For the first time ever, sales of fully electric vehicles (EVs) in the European Union surpassed those of petrol-only cars in December 2025, marking a significant turning point in the automotive industry. Data released by the European Automobile Manufacturers’ Association (ACEA) reveals a growing consumer shift towards electric mobility, even as the EU adjusts its long-term emissions targets. This milestone comes amidst a broader trend of increasing adoption of electrified vehicles across the bloc.
While battery-electric cars led the charge in December, hybrid electric vehicles remained the most popular choice overall in 2025. This suggests a more gradual transition than initially anticipated, particularly following the EU’s decision to soften its 2035 car emissions ban. The revised regulations now require a 90% reduction in CO2 emissions from carmakers by 2035, rather than the previously mandated 100%.
The Rise of Electric Vehicles in Europe
The surge in electric vehicle adoption is not uniform across the EU. Germany, the Netherlands, Belgium, and France accounted for 62% of all battery-electric car registrations in 2025, solidifying their positions as key EV markets. These countries have benefited from established charging infrastructure and supportive government policies.
Meanwhile, registrations of petrol cars experienced a substantial decline, falling by 18.7% across the EU. France saw the most dramatic decrease, with a 32% drop, followed by Germany (-21.6%), Italy (-18.2%), and Spain (-16%). This indicates a clear shift away from traditional internal combustion engine (ICE) vehicles.

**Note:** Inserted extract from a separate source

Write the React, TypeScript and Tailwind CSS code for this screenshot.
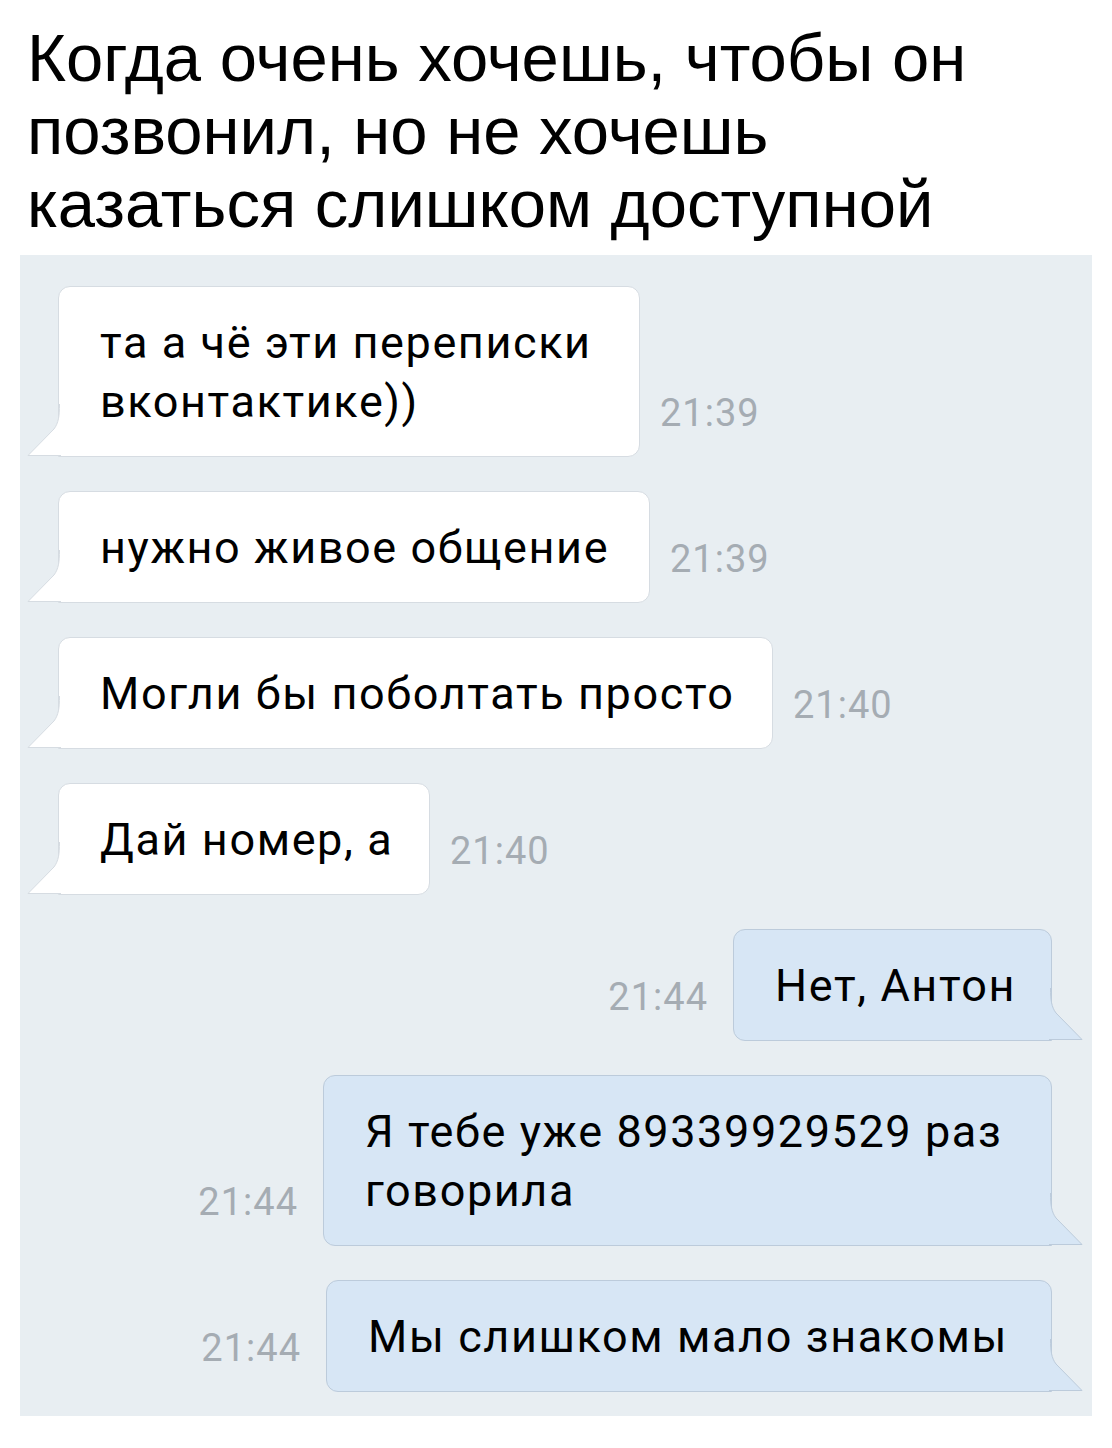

Government Incentives Driving Adoption
Consumer preferences regarding fuel type are heavily influenced by national incentives and taxation rules, according to Eurostat. Several EU member states have implemented generous subsidies to encourage EV purchases. Italy currently offers up to €11,000 for individuals, covering 30% of the purchase price, with certain income restrictions and vehicle price caps.
Greece and Poland also provide around €9,000 in subsidies, with Greece adding further incentives for scrapping older vehicles and for buyers under 29. Additionally, Greece offers tax exemptions on registration and circulation taxes for battery-electric vehicles. These financial benefits are clearly playing a role in accelerating the transition to electric mobility.
Impact on the Automotive Industry
The automotive industry is a significant contributor to the European economy, generating over 8% of the EU’s GDP. The sector supports 13.6 million jobs across the bloc, representing 8.1% of all manufacturing employment. The shift towards electric cars and hybrid technology is prompting substantial investment in new technologies and manufacturing processes.
However, the transition isn’t without challenges. The revised emissions targets, while less stringent than initially proposed, still require significant investment from automakers. The availability of charging infrastructure and the sourcing of battery materials remain key concerns. Diesel car sales have also fallen sharply, now accounting for less than 10% of the market.
Despite the softened 2035 targets, the trend towards electrification appears firmly established. The future of the European automotive market will likely see continued growth in EV sales, alongside the ongoing popularity of hybrid vehicles. Consumers considering a new vehicle should research available incentives and charging options in their region to make an informed decision.
Looking ahead, monitoring the development of charging infrastructure and the evolution of battery technology will be crucial. The pace of the transition will also depend on continued government support and the ability of automakers to deliver affordable and appealing electric models.